Most issues are missing half the information needed to fix them. A vague title, no reproduction steps, no context - and then surprise when it sits in the backlog for months.
Here are four things that turn a useless issue into one that gets picked up, understood, and resolved.
1. Write a searchable title
The title is the first thing someone sees in a list of 200 issues. It’s also what shows up in search results. A good title tells you what’s broken without opening the issue.
Bad titles: - “Login broken” - “Fix bug” - “It doesn’t work”
These tell you nothing.
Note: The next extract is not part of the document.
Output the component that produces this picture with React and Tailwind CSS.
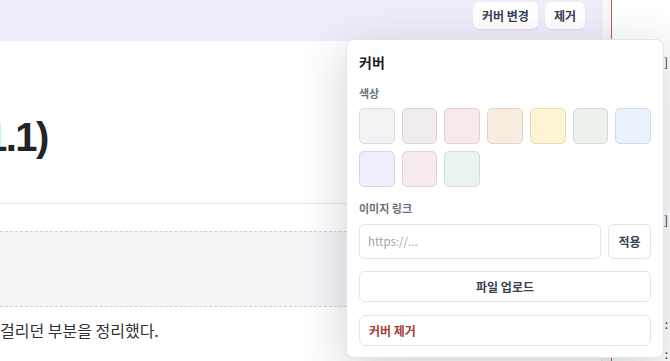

You can’t search for them, you can’t triage them, and you’ll end up with five duplicates because nobody can find the original.
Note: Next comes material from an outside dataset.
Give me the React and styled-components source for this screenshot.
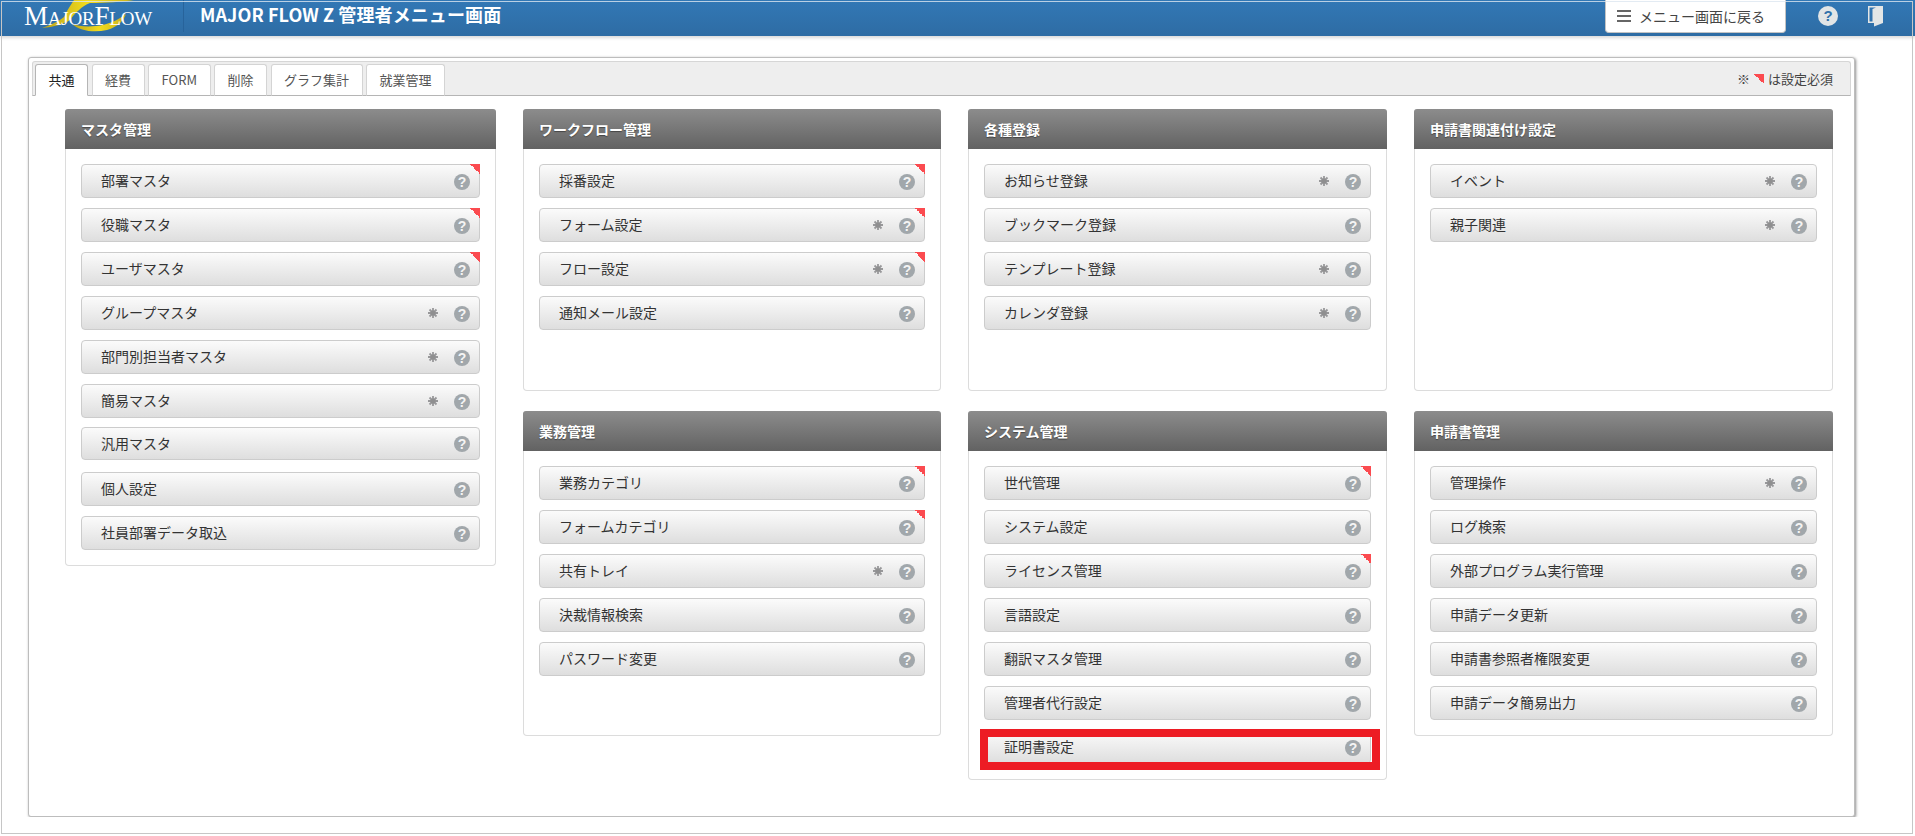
import React from "react";
import styled, { createGlobalStyle } from "styled-components";

const FONT = `"Noto Sans CJK JP", "Noto Sans", sans-serif`;

const columns = [
  [
    {
      title: "マスタ管理",
      items: [
        { name: "部署マスタ", required: true },
        { name: "役職マスタ", required: true },
        { name: "ユーザマスタ", required: true },
        { name: "グループマスタ", star: true },
        { name: "部門別担当者マスタ", star: true },
        { name: "簡易マスタ", star: true },
        { name: "汎用マスタ", tight: true },
        { name: "個人設定" },
        { name: "社員部署データ取込" },
      ],
    },
  ],
  [
    {
      title: "ワークフロー管理",
      minHeight: 282,
      items: [
        { name: "採番設定", required: true },
        { name: "フォーム設定", required: true, star: true },
        { name: "フロー設定", required: true, star: true },
        { name: "通知メール設定" },
      ],
    },
    {
      title: "業務管理",
      minHeight: 325,
      items: [
        { name: "業務カテゴリ", required: true },
        { name: "フォームカテゴリ", required: true },
        { name: "共有トレイ", star: true },
        { name: "決裁情報検索" },
        { name: "パスワード変更" },
      ],
    },
  ],
  [
    {
      title: "各種登録",
      minHeight: 282,
      items: [
        { name: "お知らせ登録", star: true },
        { name: "ブックマーク登録" },
        { name: "テンプレート登録", star: true },
        { name: "カレンダ登録", star: true },
      ],
    },
    {
      title: "システム管理",
      items: [
        { name: "世代管理", required: true },
        { name: "システム設定" },
        { name: "ライセンス管理", required: true },
        { name: "言語設定" },
        { name: "翻訳マスタ管理" },
        { name: "管理者代行設定" },
        { name: "証明書設定", marked: true },
      ],
    },
  ],
  [
    {
      title: "申請書関連付け設定",
      minHeight: 282,
      items: [
        { name: "イベント", star: true },
        { name: "親子関連", star: true },
      ],
    },
    {
      title: "申請書管理",
      items: [
        { name: "管理操作", star: true },
        { name: "ログ検索" },
        { name: "外部プログラム実行管理" },
        { name: "申請データ更新" },
        { name: "申請書参照者権限変更" },
        { name: "申請データ簡易出力" },
      ],
    },
  ],
];

const tabs = ["共通", "経費", "FORM", "削除", "グラフ集計", "就業管理"];

const Logo = () => (
  <LogoWrap>
    <svg width="130" height="36" viewBox="0 0 130 36">
      <defs>
        <linearGradient id="gold" x1="0" y1="0" x2="1" y2="0">
          <stop offset="0" stopColor="#b9a21a" />
          <stop offset="0.5" stopColor="#f2dc1e" />
          <stop offset="1" stopColor="#c9b01c" />
        </linearGradient>
      </defs>
      <path
        d="M52 0 C48 6 44 12 42 17 C36 22 28 25 20 28 C32 27 42 24 48 20 C52 14 60 6 68 3 C84 3 100 2 112 0 Z"
        fill="url(#gold)"
      />
      <path d="M50 24 C58 31 72 33 85 30 C96 27 102 20 104 14 C96 20 86 25 74 26 C64 27 56 26 50 24 Z" fill="url(#gold)" />
    </svg>
    <LogoText>Major<span>Flow</span></LogoText>
  </LogoWrap>
);

const DoorIcon = () => (
  <svg width="15" height="21" viewBox="0 0 15 21">
    <path d="M0 0 H15 V17 L6 20.5 V17 H0 Z M1.5 1.5 V15.5 H4.5 V3 L8 1.5 Z" fill="#e3e6e6" fillRule="evenodd" />
  </svg>
);

const StarIcon = () => (
  <svg width="10" height="10" viewBox="0 0 10 10">
    <g stroke="#98989a" strokeWidth="1.8">
      <path d="M5 0 V10 M0 5 H10 M1.5 1.5 L8.5 8.5 M8.5 1.5 L1.5 8.5" />
    </g>
    <circle cx="5" cy="5" r="2.6" fill="#8f8f90" />
  </svg>
);

const MenuButton = ({ name, required, star, marked, tight }) => (
  <ButtonRow $marked={marked} $tight={tight}>
    <span className="label">{name}</span>
    {star && <StarIcon />}
    <HelpMark>?</HelpMark>
    {required && <Corner />}
  </ButtonRow>
);

const App = () => (
  <>
    <GlobalStyle />
    <TopBar>
      <Logo />
      <Title>MAJOR FLOW Z 管理者メニュー画面</Title>
      <BackButton>
        <Burger />
        メニュー画面に戻る
      </BackButton>
      <TopHelp>?</TopHelp>
      <DoorWrap>
        <DoorIcon />
      </DoorWrap>
    </TopBar>
    <Card>
      <TabBar>
        {tabs.map((tab, i) => (
          <Tab key={tab} $active={i === 0}>
            {tab}
          </Tab>
        ))}
        <Note>
          ※<NoteCorner />は設定必須
        </Note>
      </TabBar>
      <Columns>
        {columns.map((panels, i) => (
          <Column key={i}>
            {panels.map((panel) => (
              <Panel key={panel.title} $minHeight={panel.minHeight}>
                <PanelHead>{panel.title}</PanelHead>
                <PanelBody>
                  {panel.items.map((item) => (
                    <MenuButton key={item.name} {...item} />
                  ))}
                </PanelBody>
              </Panel>
            ))}
          </Column>
        ))}
      </Columns>
    </Card>
    <PageFrame />
  </>
);

const GlobalStyle = createGlobalStyle`
  html, body {
    margin: 0;
    padding: 0;
    background: #fff;
    font-family: ${FONT};
    color: #333;
  }
  * {
    box-sizing: border-box;
  }
`;

const PageFrame = styled.div`
  position: absolute;
  top: 1px;
  left: 1px;
  width: 1912px;
  height: 833px;
  border: 1px solid #c6c6c6;
  border-top-color: rgba(220, 230, 240, 0.8);
  pointer-events: none;
`;

const TopBar = styled.header`
  display: flex;
  align-items: flex-start;
  height: 36px;
  background: linear-gradient(#3278b6, #2e6ca4);
  box-shadow: 0 2px 3px rgba(0, 0, 0, 0.15);
`;

const LogoWrap = styled.div`
  position: relative;
  width: 184px;
  height: 32px;
  padding: 1px 0 0 24px;
  border-right: 1px solid #27639b;
  svg {
    position: absolute;
    top: 0;
    left: 22px;
  }
`;

const LogoText = styled.div`
  position: relative;
  font-family: "Liberation Serif", serif;
  font-variant: small-caps;
  font-size: 27px;
  line-height: 30px;
  letter-spacing: -0.2px;
  color: #fff;
  white-space: nowrap;
`;

const Title = styled.h1`
  margin: 0 0 0 16px;
  font-size: 18px;
  font-weight: 700;
  line-height: 28px;
  letter-spacing: 0.1px;
  color: #fff;
  white-space: nowrap;
`;

const BackButton = styled.div`
  display: flex;
  align-items: center;
  gap: 8px;
  width: 181px;
  height: 33px;
  margin-left: auto;
  padding-left: 11px;
  background: #fff;
  border: 1px solid #c3c3c3;
  border-top: none;
  border-radius: 0 0 4px 4px;
  font-size: 14px;
  color: #444;
`;

const Burger = styled.span`
  width: 14px;
  height: 12px;
  border-top: 2px solid #666;
  border-bottom: 2px solid #666;
  position: relative;
  &::after {
    content: "";
    position: absolute;
    left: 0;
    right: 0;
    top: 3px;
    height: 2px;
    background: #666;
  }
`;

const TopHelp = styled.div`
  width: 20px;
  height: 20px;
  margin: 6px 0 0 32px;
  border-radius: 50%;
  background: #e2e5e6;
  color: #3272ac;
  font-family: "Liberation Sans", sans-serif;
  font-size: 15px;
  font-weight: 700;
  line-height: 20px;
  text-align: center;
`;

const DoorWrap = styled.div`
  width: 15px;
  height: 21px;
  margin: 6px 32px 0 30px;
`;

const Card = styled.main`
  width: 1827px;
  height: 760px;
  margin: 21px 0 0 28px;
  padding: 3px;
  background: #fff;
  border: 1px solid #bdbdbd;
  border-radius: 3px;
  box-shadow: 1px 1px 3px rgba(0, 0, 0, 0.45);
`;

const TabBar = styled.nav`
  display: flex;
  align-items: flex-end;
  gap: 3.5px;
  height: 35px;
  padding-left: 2px;
  background: #eeeeee;
  border: 1px solid #d6d6d6;
  border-bottom-color: #b5b5b5;
  border-radius: 3px 3px 0 0;
`;

const Tab = styled.div`
  position: relative;
  top: 1px;
  height: 32px;
  padding: 0 12.5px;
  background: #fff;
  border: 1px solid ${(p) => (p.$active ? "#b5b5b5" : "#d4d4d4")};
  border-bottom-color: ${(p) => (p.$active ? "#fff" : "#b5b5b5")};
  border-radius: 3px 3px 0 0;
  font-size: 13px;
  line-height: 30px;
  color: ${(p) => (p.$active ? "#222" : "#555")};
`;

const Note = styled.div`
  display: flex;
  align-items: center;
  align-self: center;
  margin-left: auto;
  padding-right: 17px;
  font-size: 13px;
  color: #444;
`;

const NoteCorner = styled.span`
  width: 10px;
  height: 10px;
  margin: 0 4px 0 4px;
  background: linear-gradient(to top right, transparent 50%, #fb4b50 50%);
`;

const Columns = styled.section`
  display: grid;
  grid-template-columns: 431px 418px 419px 419px;
  column-gap: 27px;
  align-items: start;
  padding: 13px 0 0 33px;
`;

const Column = styled.div`
  display: flex;
  flex-direction: column;
  gap: 20px;
`;

const Panel = styled.article`
  min-height: ${(p) => (p.$minHeight ? `${p.$minHeight}px` : "0")};
  background: #fff;
  border: 1px solid #dcdcdc;
  border-top: none;
  border-radius: 4px;
`;

const PanelHead = styled.h2`
  height: 40px;
  margin: 0 -1px;
  padding-left: 16px;
  background: linear-gradient(#8c8c8c, #626262);
  border-radius: 3px 3px 0 0;
  font-size: 14px;
  font-weight: 700;
  line-height: 40px;
  color: #fff;
  text-shadow: 0 1px 1px rgba(0, 0, 0, 0.4);
`;

const PanelBody = styled.div`
  display: flex;
  flex-direction: column;
  gap: 10px;
  padding: 15px;
`;

const ButtonRow = styled.div`
  position: relative;
  display: flex;
  align-items: center;
  gap: 16px;
  height: ${(p) => (p.$tight ? "33px" : "34px")};
  margin: ${(p) => (p.$tight ? "-1px 0 2px" : "0")};
  padding: 0 9px 0 19px;
  background: linear-gradient(#fbfbfb, #dedede);
  border: 1px solid #cccccc;
  border-radius: 4px;
  font-size: 14px;
  color: #333;
  .label {
    flex: 1;
    padding-bottom: 2px;
  }
  ${(p) =>
    p.$marked &&
    `
    &::after {
      content: "";
      position: absolute;
      top: -2px;
      left: -5px;
      right: -10px;
      bottom: -7px;
      border: 8px solid #ed1c24;
    }
  `}
`;

const HelpMark = styled.span`
  width: 16px;
  height: 16px;
  margin-top: 1px;
  border-radius: 50%;
  background: #a1a7ab;
  color: #f4f4f4;
  font-family: "Liberation Sans", sans-serif;
  font-size: 14px;
  font-weight: 700;
  line-height: 16px;
  text-align: center;
`;

const Corner = styled.span`
  position: absolute;
  top: -1px;
  right: -1px;
  width: 10px;
  height: 10px;
  background: linear-gradient(to top right, transparent 50%, #fb4b50 50%);
`;

export default App;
Good title: - “OAuth redirect fails when authenticating with passkeys”
This is specific, searchable, and describes the actual behavior. Someone experiencing the same problem will find this issue instead of creating a duplicate.
The test: If someone reads only the title in a notification email, can they understand what the issue is about? If not, rewrite it.
2. Add steps to reproduce
“Login is broken” is not a bug report. It’s a cry for help. A developer reading that has no idea where to start.
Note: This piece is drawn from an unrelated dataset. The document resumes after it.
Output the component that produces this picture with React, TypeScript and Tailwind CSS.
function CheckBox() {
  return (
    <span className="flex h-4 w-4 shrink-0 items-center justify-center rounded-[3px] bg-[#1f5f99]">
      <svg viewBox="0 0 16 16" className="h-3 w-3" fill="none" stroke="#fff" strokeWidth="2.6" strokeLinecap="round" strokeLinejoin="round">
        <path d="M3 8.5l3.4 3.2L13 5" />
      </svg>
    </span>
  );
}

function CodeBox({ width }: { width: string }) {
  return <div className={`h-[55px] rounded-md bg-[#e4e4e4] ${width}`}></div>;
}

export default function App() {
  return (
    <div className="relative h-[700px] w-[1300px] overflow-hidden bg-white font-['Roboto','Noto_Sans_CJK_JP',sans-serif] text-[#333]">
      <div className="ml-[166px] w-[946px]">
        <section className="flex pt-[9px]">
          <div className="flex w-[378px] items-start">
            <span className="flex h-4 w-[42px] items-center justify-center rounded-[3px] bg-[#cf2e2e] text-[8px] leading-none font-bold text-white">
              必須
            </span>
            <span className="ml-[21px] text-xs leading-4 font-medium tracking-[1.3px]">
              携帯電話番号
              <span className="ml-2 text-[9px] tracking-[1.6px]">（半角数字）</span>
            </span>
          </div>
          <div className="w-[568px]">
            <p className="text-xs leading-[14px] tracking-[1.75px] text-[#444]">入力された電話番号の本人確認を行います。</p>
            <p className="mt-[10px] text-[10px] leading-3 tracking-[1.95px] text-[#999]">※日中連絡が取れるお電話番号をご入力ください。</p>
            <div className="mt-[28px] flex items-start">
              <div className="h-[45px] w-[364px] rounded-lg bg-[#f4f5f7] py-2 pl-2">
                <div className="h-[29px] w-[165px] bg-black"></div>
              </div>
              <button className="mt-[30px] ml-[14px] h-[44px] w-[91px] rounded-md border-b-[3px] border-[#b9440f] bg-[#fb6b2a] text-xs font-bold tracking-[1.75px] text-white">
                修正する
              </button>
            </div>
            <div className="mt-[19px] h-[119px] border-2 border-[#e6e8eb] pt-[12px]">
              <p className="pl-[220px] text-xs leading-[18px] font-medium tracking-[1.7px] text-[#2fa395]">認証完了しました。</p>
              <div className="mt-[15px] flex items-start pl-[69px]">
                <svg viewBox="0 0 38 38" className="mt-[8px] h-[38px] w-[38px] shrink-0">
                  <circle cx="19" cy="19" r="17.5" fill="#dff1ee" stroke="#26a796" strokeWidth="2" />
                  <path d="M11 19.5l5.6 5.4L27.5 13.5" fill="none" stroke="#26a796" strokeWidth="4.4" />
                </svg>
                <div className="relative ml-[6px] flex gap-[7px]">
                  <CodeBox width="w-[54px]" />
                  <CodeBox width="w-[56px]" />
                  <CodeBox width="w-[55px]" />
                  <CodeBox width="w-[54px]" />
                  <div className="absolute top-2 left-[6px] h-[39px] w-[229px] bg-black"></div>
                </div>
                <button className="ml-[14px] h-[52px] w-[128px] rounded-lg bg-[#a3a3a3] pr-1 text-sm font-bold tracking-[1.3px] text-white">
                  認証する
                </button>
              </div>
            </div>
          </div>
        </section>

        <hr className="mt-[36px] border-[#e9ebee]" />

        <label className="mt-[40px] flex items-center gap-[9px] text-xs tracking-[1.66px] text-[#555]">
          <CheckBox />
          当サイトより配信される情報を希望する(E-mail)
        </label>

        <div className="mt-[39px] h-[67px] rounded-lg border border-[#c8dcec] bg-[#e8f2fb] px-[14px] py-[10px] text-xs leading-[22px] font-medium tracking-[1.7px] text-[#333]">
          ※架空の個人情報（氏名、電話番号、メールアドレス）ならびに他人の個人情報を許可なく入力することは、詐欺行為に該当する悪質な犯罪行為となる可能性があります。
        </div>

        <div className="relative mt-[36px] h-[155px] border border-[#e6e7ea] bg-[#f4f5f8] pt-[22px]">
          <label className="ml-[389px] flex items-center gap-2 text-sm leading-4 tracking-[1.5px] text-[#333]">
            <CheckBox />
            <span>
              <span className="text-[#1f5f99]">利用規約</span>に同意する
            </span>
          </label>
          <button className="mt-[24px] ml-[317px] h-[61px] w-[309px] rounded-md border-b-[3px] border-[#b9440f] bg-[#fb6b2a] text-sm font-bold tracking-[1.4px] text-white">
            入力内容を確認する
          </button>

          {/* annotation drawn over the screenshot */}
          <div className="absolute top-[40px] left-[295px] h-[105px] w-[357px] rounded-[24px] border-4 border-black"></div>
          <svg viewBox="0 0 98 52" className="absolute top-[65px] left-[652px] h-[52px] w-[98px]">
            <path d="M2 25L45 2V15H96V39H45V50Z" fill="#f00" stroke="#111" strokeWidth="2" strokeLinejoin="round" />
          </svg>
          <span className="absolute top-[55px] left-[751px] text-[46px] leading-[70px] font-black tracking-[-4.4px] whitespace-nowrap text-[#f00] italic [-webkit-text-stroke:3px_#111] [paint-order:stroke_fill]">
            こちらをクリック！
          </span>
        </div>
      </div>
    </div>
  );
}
Steps to reproduce turn a complaint into an actionable investigation:
1. Go to /users/sign_in
2. Click "Sign in with passkey"
3. Authenticate with biometrics
4. OAuth callback is never triggered
Each step should be concrete and sequential. Include URLs, button names, and exact actions. If the bug only happens under certain conditions (specific browser, specific role, specific data), say so.
The test: Could someone who has never seen this bug follow your steps and hit it on their first try? If not, add more detail.
3. State expected vs actual behavior
This is the most skipped section in bug reports, and it’s the one that saves the most time.
Without it, the developer has to guess what you think should happen. Sometimes the “bug” is actually intended behavior. Sometimes the expected behavior is ambiguous. Spelling it out eliminates that guesswork.
Expected: After passkey auth, browser redirects to the OAuth callback URL with an authorization code.
Actual: Browser stays on the GitLab dashboard. Callback URL is never hit. No error shown.
The gap between expected and actual is literally the bug. When you write it this way, you’ve already done half the debugging work - you’ve isolated what goes wrong and where.
Bonus: Include environment details that might matter. Browser and version, operating system, GitLab edition (SaaS vs self-managed), and whether it’s reproducible every time or intermittent.
4. Add labels and context
Labels are how your team triages without reading every description. A well-labeled issue gets routed to the right person faster.
At minimum: - Type - bug,
feature, or maintenance -
Component - which part of the system is affected
(authentication, CI/CD, API) -
Severity - how bad is it? GitLab uses scoped labels
like severity::1 through severity::4
If your project uses milestones, assign one. If you know who should look at it, assign them. If there’s a related issue or merge request, link it.
The goal: someone scanning the issue list should be able to understand priority, area, and type without opening a single issue.
Why this matters
A well-written issue respects everyone’s time. The reporter spends five extra minutes writing it properly. The developer saves thirty minutes not asking clarifying questions. The PM can triage it in seconds instead of minutes.
Multiply that across a team, across hundreds of issues, and the compound effect is massive.
Write issues like someone else has to fix them - because they do.